Chinese banks face a spike in bad loans amid slowing economic growth, PwC warns in a new report.
"There are a variety of indications that credit risk exposure is accelerating," said PwC China Banking and Capital Markets leader Jimmy Leung in a press release published on Thursday.
Asset quality continues to worsen, while the average overdue loan period is constantly increasing, Leung said, noting there is growing pressure on overdue loans to be downgraded to the non-performing loan category.
Slowing growth in the world's second largest economy prompted the People's Bank of China (PBoC) to stimulate lending, but that has seen the quality of loans deteriorate.
China's economy expanded at its slowest full-year pace in 24 years in 2014, undershooting the government's target for the first time since 1998. The economy continued to lose momentum in the first quarter of 2015 with on-year growth marking its slowest pace in six years.
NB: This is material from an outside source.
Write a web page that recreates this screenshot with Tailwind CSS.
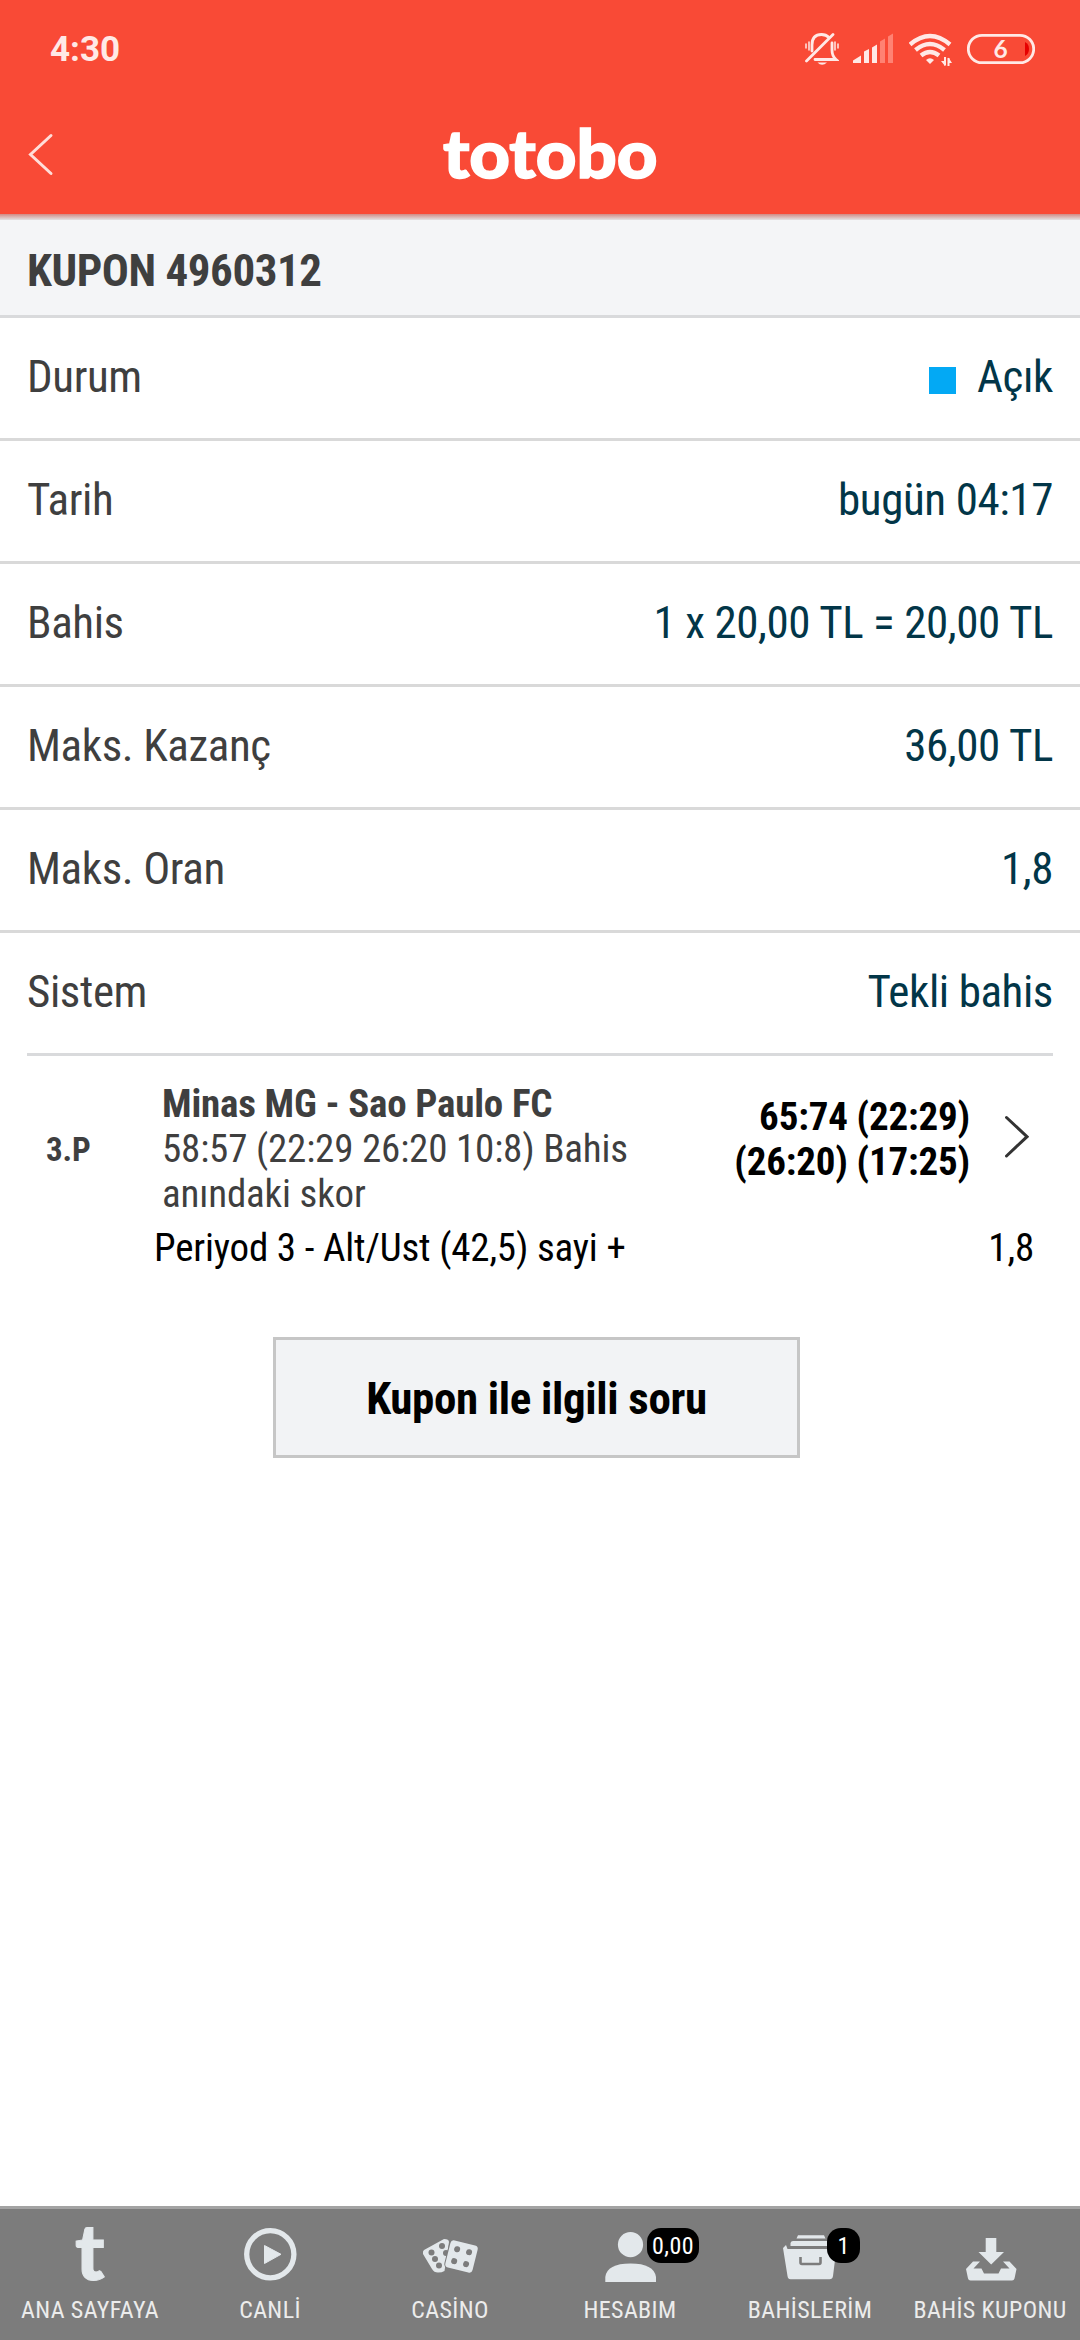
<!DOCTYPE html>
<html lang="tr">
<head>
<meta charset="utf-8">
<title>Kupon 4960312</title>
<script src="https://cdn.jsdelivr.net/npm/@tailwindcss/browser@4"></script>
</head>
<body class="flex h-[2340px] w-[1080px] flex-col overflow-hidden bg-white font-['Roboto','Noto_Sans',sans-serif] font-stretch-condensed">

<header class="h-[214px] shrink-0 bg-[#f94a36]">
  <div class="flex h-24 items-center pt-0.5 pr-[45px] pl-[50px]">
    <span class="mr-auto text-[35px] leading-none font-bold text-[#ffe9e6] font-stretch-normal">4:30</span>
    <!-- muted bell -->
    <svg class="mr-[14px] h-9 w-[34px]" viewBox="805 30 34 36" fill="none" stroke="#ffe9e6" stroke-width="2.8" stroke-linecap="round">
      <path d="M812 50V44Q812 33.500 821.500 33.500Q826 33.500 829 36.500M832 42V49Q832 55 836 58.500H815"/>
      <path d="M806.500 60L833 33.500"/>
      <path d="M806 43V47M809 41V49M835 41V49M838 43V47" stroke-width="1.500"/>
      <path d="M817.500 61.500H827Q822 66 817.500 61.500Z" fill="#ffe9e6" stroke="none"/>
    </svg>
    <!-- signal -->
    <svg class="mr-[15px] h-9 w-[41px]" viewBox="853 30 41 36" fill="#ffe9e6">
      <path d="M853 62V59.500L861 54.500V62ZM864 62V50.500L869 48V62ZM872 62V46.500L877 43.500V62Z"/>
      <path d="M880 62V40.500L885 37.500V62ZM888 62V35.500L893 32.500V62Z" fill="#ff8273"/>
    </svg>
    <!-- wifi with traffic arrows -->
    <svg class="mr-[15px] h-9 w-[43px]" viewBox="909 30 43 36" fill="none" stroke="#ffe9e6" stroke-width="4.4">
      <path d="M910 43.500Q930 26.500 950 43.500"/>
      <path d="M915.500 49Q930 37 944.500 49"/>
      <path d="M921 54.500Q930 47.500 939 54.500"/>
      <path d="M926 59Q930 55.500 934 59L930 63Z" fill="#ffe9e6" stroke="none"/>
      <path d="M945 56V64.500M948.500 57V65" stroke-width="2"/>
      <path d="M941 60H945V65ZM948.500 62H952L948.500 56.500Z" fill="#ffe9e6" stroke="none"/>
    </svg>
    <!-- battery -->
    <svg class="h-9 w-[68px]" viewBox="967 30 68 36">
      <rect x="968.300" y="34.300" width="65.400" height="27.400" rx="13.700" fill="none" stroke="#ffe9e6" stroke-width="2.800"/>
      <path d="M1025 41Q1029 43 1029 48T1025 55Z" fill="#e60000"/>
      <text x="1000.500" y="57" text-anchor="middle" font-family="Lato" font-weight="700" font-size="24.500" fill="#ffe9e6">6</text>
    </svg>
  </div>
  <div class="flex h-[118px] items-start pt-[36px] pl-7">
    <svg class="h-[44px] w-[26px]" viewBox="28 132 26 44" fill="none" stroke="#ffded9" stroke-width="3" stroke-linecap="round"><path d="M51 135.500L30.500 154.500L51 173.500"/></svg>
    <svg class="ml-[380px] h-[58px] w-[230px] overflow-visible" viewBox="434 132 230 58">
      <text x="443" y="178" textLength="214.500" lengthAdjust="spacingAndGlyphs" font-family="Lato" font-weight="900" font-size="66" fill="#fff" stroke="#fff" stroke-width="1.500">totobo</text>
    </svg>
  </div>
</header>

<div class="h-1.5 shrink-0 bg-linear-to-b from-[#d08a85] to-[#e3e3e5]"></div>

<h1 class="h-[98px] shrink-0 border-b-3 border-[#d9dadc] bg-[#f4f5f7] pt-[6px] pl-[27px] text-[45px] leading-[89px] font-bold tracking-[-0.45px] text-[#3f3f3f]">KUPON 4960312</h1>

<dl class="shrink-0 text-[45px] leading-[118px] tracking-[-0.4px] text-[#023648]">
  <div class="flex h-[123px] justify-between border-b-3 border-[#d9d9d9] px-[27px]"><dt class="text-[#3f3f3f]">Durum</dt><dd class="flex h-[118px] items-center gap-[21px]"><span class="mt-[7px] size-[27px] bg-[#03a9f4]"></span><span>Açık</span></dd></div>
  <div class="flex h-[123px] justify-between border-b-3 border-[#d9d9d9] px-[27px]"><dt class="text-[#3f3f3f]">Tarih</dt><dd>bugün 04:17</dd></div>
  <div class="flex h-[123px] justify-between border-b-3 border-[#d9d9d9] px-[27px]"><dt class="text-[#3f3f3f]">Bahis</dt><dd>1 x 20,00 TL = 20,00 TL</dd></div>
  <div class="flex h-[123px] justify-between border-b-3 border-[#d9d9d9] px-[27px]"><dt class="text-[#3f3f3f]">Maks. Kazanç</dt><dd>36,00 TL</dd></div>
  <div class="flex h-[123px] justify-between border-b-3 border-[#d9d9d9] px-[27px]"><dt class="text-[#3f3f3f]">Maks. Oran</dt><dd>1,8</dd></div>
  <div class="mx-[27px] flex h-[123px] justify-between border-b-3 border-[#d9dadc]"><dt class="text-[#3f3f3f]">Sistem</dt><dd>Tekli bahis</dd></div>
</dl>

<main class="flex grow flex-col pt-[26px] text-[39px] leading-[45px] tracking-[-0.18px] text-black">
  <section class="flex h-[144px] pr-[51px] pl-[46px] text-[#3f3f3f]">
    <div class="w-[116px] pt-[45px] text-[33px] font-bold">3.P</div>
    <div class="w-[480px]"><p class="font-bold">Minas MG - Sao Paulo FC</p><p>58:57 (22:29 26:20 10:8) Bahis<br>anındaki skor</p></div>
    <div class="ml-auto pt-[13px] text-right font-bold text-black">65:74 (22:29)<br>(26:20) (17:25)</div>
    <svg class="mt-[33px] ml-[34px] h-[44px] w-[25px] shrink-0" viewBox="1004 1115 25 44" fill="none" stroke="#333" stroke-width="3" stroke-linecap="round"><path d="M1006.500 1117.500L1027 1136.700L1006.500 1156"/></svg>
  </section>
  <div class="flex justify-between pr-[46px] pl-[154px]"><span>Periyod 3 - Alt/Ust (42,5) sayi +</span><span>1,8</span></div>
  <button class="mt-[66px] ml-[273px] h-[121px] w-[527px] border-3 border-[#c6c6c6] bg-[#f2f3f5] pt-0.5 text-[45px] leading-[113px] font-bold tracking-[-0.35px]">Kupon ile ilgili soru</button>
</main>

<nav class="grid h-[134px] shrink-0 grid-cols-6 border-t-3 border-[#a3a3a3] bg-[#7c7c7c] text-[24px] leading-7 tracking-[0.4px] text-[#ececec]">
  <a class="flex flex-col items-center pt-[17px]">
    <svg class="mb-[14px] h-[56px] w-[60px] shrink-0 overflow-visible" viewBox="60 2226 60 56"><text x="75" y="2280" textLength="30" lengthAdjust="spacingAndGlyphs" font-family="Lato" font-weight="900" font-size="79" fill="#e3e8eb" stroke="#e3e8eb">t</text></svg>
    <span class="whitespace-nowrap">ANA SAYFAYA</span>
  </a>
  <a class="flex flex-col items-center pt-[17px]">
    <svg class="mb-[14px] h-[56px] w-[60px] shrink-0" viewBox="240 2226 60 56"><circle cx="270.300" cy="2254.300" r="23.600" fill="none" stroke="#e3e8eb" stroke-width="5.300"/><path d="M264.500 2245.500L281 2254.300L264.500 2263.500Z" fill="#e3e8eb" stroke="#e3e8eb" stroke-linejoin="round"/></svg>
    <span class="whitespace-nowrap">CANLİ</span>
  </a>
  <a class="flex flex-col items-center pt-[17px]">
    <svg class="mb-[14px] h-[56px] w-[60px] shrink-0" viewBox="420 2226 60 56">
      <path d="M424 2250L444 2239Q449 2239 449 2242L444.500 2271Q442 2272.500 438 2272.500Q434 2272.500 432 2269L423 2254Q422.500 2251 424 2250Z" fill="#e3e8eb"/>
      <g fill="#7c7c7c"><circle cx="431.500" cy="2252.500" r="3"/><circle cx="435" cy="2259" r="3"/><circle cx="439" cy="2265.500" r="3"/><circle cx="442" cy="2246" r="3"/><circle cx="446" cy="2253" r="3"/></g>
      <g transform="rotate(14 461.500 2256.500)"><rect x="447.500" y="2242.500" width="28" height="28" rx="3.500" fill="#e3e8eb" stroke="#7c7c7c" stroke-width="2" paint-order="stroke"/><g fill="#7c7c7c"><circle cx="455.500" cy="2250.500" r="3"/><circle cx="467.800" cy="2250.500" r="3"/><circle cx="455.500" cy="2262.800" r="3"/><circle cx="467.800" cy="2262.800" r="3"/></g></g>
    </svg>
    <span class="whitespace-nowrap">CASİNO</span>
  </a>
  <a class="relative flex flex-col items-center pt-[17px]">
    <svg class="mb-[14px] h-[56px] w-[60px] shrink-0" viewBox="600 2226 60 56" fill="#e3e8eb"><circle cx="630.500" cy="2244.700" r="12.600"/><path d="M605.300 2282V2277Q607 2263.500 630.500 2263.500T656 2277V2282Z"/></svg>
    <span class="absolute top-[19px] left-[107px] flex h-[35px] w-[52px] items-center justify-center rounded-[14px] bg-black text-white">0,00</span>
    <span class="whitespace-nowrap">HESABIM</span>
  </a>
  <a class="relative flex flex-col items-center pt-[17px]">
    <svg class="mb-[14px] h-[56px] w-[60px] shrink-0" viewBox="780 2226 60 56" fill="#e3e8eb">
      <path d="M796.500 2238.500L798 2235.300H824L825.500 2238.500ZM790.500 2246V2243Q791 2241 793 2241H829L831 2246ZM787.500 2249H834Q836.500 2249 836 2252L833 2276Q832.500 2279.300 829.500 2279.300H790.500Q788 2279.300 787.500 2276L783 2248L786 2245Z"/>
      <path d="M800.500 2257V2262.500Q800.500 2264 802 2264H819Q820.500 2264 820.500 2262.500V2257" fill="none" stroke="#7c7c7c" stroke-width="2.600"/>
    </svg>
    <span class="absolute top-[19px] left-[107px] flex h-[35px] w-[33px] items-center justify-center rounded-[14px] bg-black text-white">1</span>
    <span class="whitespace-nowrap">BAHİSLERİM</span>
  </a>
  <a class="flex flex-col items-center pt-[17px]">
    <svg class="mb-[14px] h-[56px] w-[60px] shrink-0" viewBox="960 2226 60 56" fill="#e3e8eb">
      <path d="M985.700 2238H996.300V2252H1004L991.200 2264.500L978.500 2252H985.700Z"/>
      <path d="M973 2261.500H980L973.500 2268.500H981.500L984 2273.500H998.500L1001 2268.500H1009.500L1003 2261.500H1009.500L1016.500 2269L1014.500 2278.500Q1014 2280.500 1012 2280.500H970.500Q968.500 2280.500 968 2278.500L966 2269Z"/>
    </svg>
    <span class="whitespace-nowrap">BAHİS KUPONU</span>
  </a>
</nav>
</body>
</html>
The PBoC has undertaken easing measures to prevent the economy from slowing further. Most recently, the central bank cut the reserve requirement ratio (RRR) for banks by 100 basis points on April 19 to stimulate lending – the second RRR cut in as many months.
More bad loans
As the economy slows, the loan books at China's 12 biggest listed banks are growing, but the quality of their loans appears to be deteriorating.
Banks' combined loan balance grew 11.49 percent on-year in 2014 to 52.31 trillion yuan ($8.44 trillion), according to PwC.
But NPL, or bad loans, rose at a much higher rate of 38.23 percent to 641.5 billion yuan, the report said. Loans that could turn bad increased at an even faster pace; overdue, but not NPL loans, jumped 112.65 percent on-year.
"The banks need to get to grips with credit asset quality pressures," said PwC's Leung.
At the same time, interest rate liberalization, the introduction of deposit insurance and the stock market rally "will affect the stability of [banks'] liabilities," he said.
But reforms should present new business opportunities, particularly for the commercial banks.
"There is no turning back now. In the medium to long term, the country's 'One Belt and One Road' strategy will boost trade activity, mergers and acquisitions and financing needs. These will become the new opportunities for commercial banks," Leung said.
"[The] Chinese banking industry will face more opportunities than challenges under the 'New Normal'."